REQUIREMENTS.
Retype the whole listing, please, keeping every line exact and dropping the pictures.

INFORMATION SHOWN.
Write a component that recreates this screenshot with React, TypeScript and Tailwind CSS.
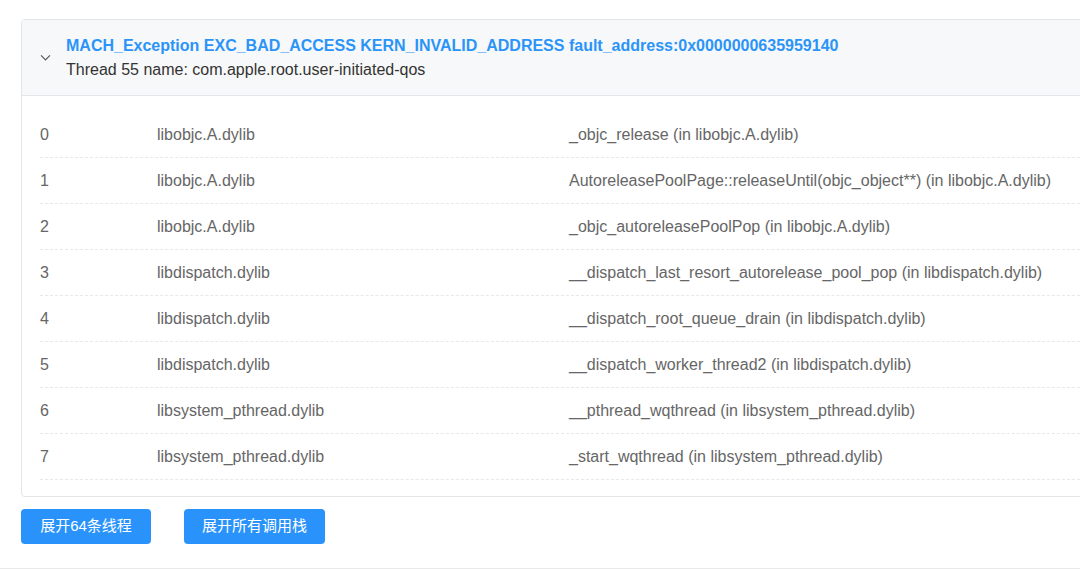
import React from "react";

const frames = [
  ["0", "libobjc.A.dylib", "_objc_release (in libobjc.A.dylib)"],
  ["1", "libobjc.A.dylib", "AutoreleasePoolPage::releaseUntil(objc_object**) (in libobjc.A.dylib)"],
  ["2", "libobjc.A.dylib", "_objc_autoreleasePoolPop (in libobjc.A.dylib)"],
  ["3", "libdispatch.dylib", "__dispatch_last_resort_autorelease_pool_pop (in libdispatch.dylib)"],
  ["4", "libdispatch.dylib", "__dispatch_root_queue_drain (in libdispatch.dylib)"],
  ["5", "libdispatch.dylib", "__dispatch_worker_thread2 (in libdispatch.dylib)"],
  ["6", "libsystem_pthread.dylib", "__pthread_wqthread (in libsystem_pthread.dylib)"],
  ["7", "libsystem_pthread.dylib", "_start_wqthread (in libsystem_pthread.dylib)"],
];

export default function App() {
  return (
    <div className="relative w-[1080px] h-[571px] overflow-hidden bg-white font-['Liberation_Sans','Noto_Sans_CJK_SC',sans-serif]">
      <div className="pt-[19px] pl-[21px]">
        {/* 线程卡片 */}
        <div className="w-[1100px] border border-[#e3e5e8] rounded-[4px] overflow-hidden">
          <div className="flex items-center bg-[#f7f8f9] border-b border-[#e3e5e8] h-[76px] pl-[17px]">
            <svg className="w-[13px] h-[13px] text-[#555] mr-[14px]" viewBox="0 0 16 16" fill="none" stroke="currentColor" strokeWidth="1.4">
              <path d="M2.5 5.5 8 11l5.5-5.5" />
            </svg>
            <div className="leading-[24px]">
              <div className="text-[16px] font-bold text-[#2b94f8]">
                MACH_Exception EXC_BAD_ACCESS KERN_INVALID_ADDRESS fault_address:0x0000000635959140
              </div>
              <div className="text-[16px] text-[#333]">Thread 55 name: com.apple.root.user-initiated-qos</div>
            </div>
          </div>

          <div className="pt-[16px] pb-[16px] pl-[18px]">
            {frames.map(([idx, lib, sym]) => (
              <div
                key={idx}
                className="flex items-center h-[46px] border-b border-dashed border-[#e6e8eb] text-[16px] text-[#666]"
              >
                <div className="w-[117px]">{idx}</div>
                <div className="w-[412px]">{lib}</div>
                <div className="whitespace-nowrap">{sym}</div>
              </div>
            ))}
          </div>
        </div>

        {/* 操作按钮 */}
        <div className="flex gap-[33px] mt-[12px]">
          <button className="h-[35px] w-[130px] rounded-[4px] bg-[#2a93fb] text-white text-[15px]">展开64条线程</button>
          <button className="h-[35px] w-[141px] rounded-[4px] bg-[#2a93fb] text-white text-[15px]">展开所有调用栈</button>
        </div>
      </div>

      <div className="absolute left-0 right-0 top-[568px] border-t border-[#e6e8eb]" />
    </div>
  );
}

COMPLETED TASK.
Write a component that recreates this screenshot with React, TypeScript and Tailwind CSS.
import React from "react";

const frames = [
  ["0", "libobjc.A.dylib", "_objc_release (in libobjc.A.dylib)"],
  ["1", "libobjc.A.dylib", "AutoreleasePoolPage::releaseUntil(objc_object**) (in libobjc.A.dylib)"],
  ["2", "libobjc.A.dylib", "_objc_autoreleasePoolPop (in libobjc.A.dylib)"],
  ["3", "libdispatch.dylib", "__dispatch_last_resort_autorelease_pool_pop (in libdispatch.dylib)"],
  ["4", "libdispatch.dylib", "__dispatch_root_queue_drain (in libdispatch.dylib)"],
  ["5", "libdispatch.dylib", "__dispatch_worker_thread2 (in libdispatch.dylib)"],
  ["6", "libsystem_pthread.dylib", "__pthread_wqthread (in libsystem_pthread.dylib)"],
  ["7", "libsystem_pthread.dylib", "_start_wqthread (in libsystem_pthread.dylib)"],
];

export default function App() {
  return (
    <div className="relative w-[1080px] h-[571px] overflow-hidden bg-white font-['Liberation_Sans','Noto_Sans_CJK_SC',sans-serif]">
      <div className="pt-[19px] pl-[21px]">
        {/* 线程卡片 */}
        <div className="w-[1100px] border border-[#e3e5e8] rounded-[4px] overflow-hidden">
          <div className="flex items-center bg-[#f7f8f9] border-b border-[#e3e5e8] h-[76px] pl-[17px]">
            <svg className="w-[13px] h-[13px] text-[#555] mr-[14px]" viewBox="0 0 16 16" fill="none" stroke="currentColor" strokeWidth="1.4">
              <path d="M2.5 5.5 8 11l5.5-5.5" />
            </svg>
            <div className="leading-[24px]">
              <div className="text-[16px] font-bold text-[#2b94f8]">
                MACH_Exception EXC_BAD_ACCESS KERN_INVALID_ADDRESS fault_address:0x0000000635959140
              </div>
              <div className="text-[16px] text-[#333]">Thread 55 name: com.apple.root.user-initiated-qos</div>
            </div>
          </div>

          <div className="pt-[16px] pb-[16px] pl-[18px]">
            {frames.map(([idx, lib, sym]) => (
              <div
                key={idx}
                className="flex items-center h-[46px] border-b border-dashed border-[#e6e8eb] text-[16px] text-[#666]"
              >
                <div className="w-[117px]">{idx}</div>
                <div className="w-[412px]">{lib}</div>
                <div className="whitespace-nowrap">{sym}</div>
              </div>
            ))}
          </div>
        </div>

        {/* 操作按钮 */}
        <div className="flex gap-[33px] mt-[12px]">
          <button className="h-[35px] w-[130px] rounded-[4px] bg-[#2a93fb] text-white text-[15px]">展开64条线程</button>
          <button className="h-[35px] w-[141px] rounded-[4px] bg-[#2a93fb] text-white text-[15px]">展开所有调用栈</button>
        </div>
      </div>

      <div className="absolute left-0 right-0 top-[568px] border-t border-[#e6e8eb]" />
    </div>
  );
}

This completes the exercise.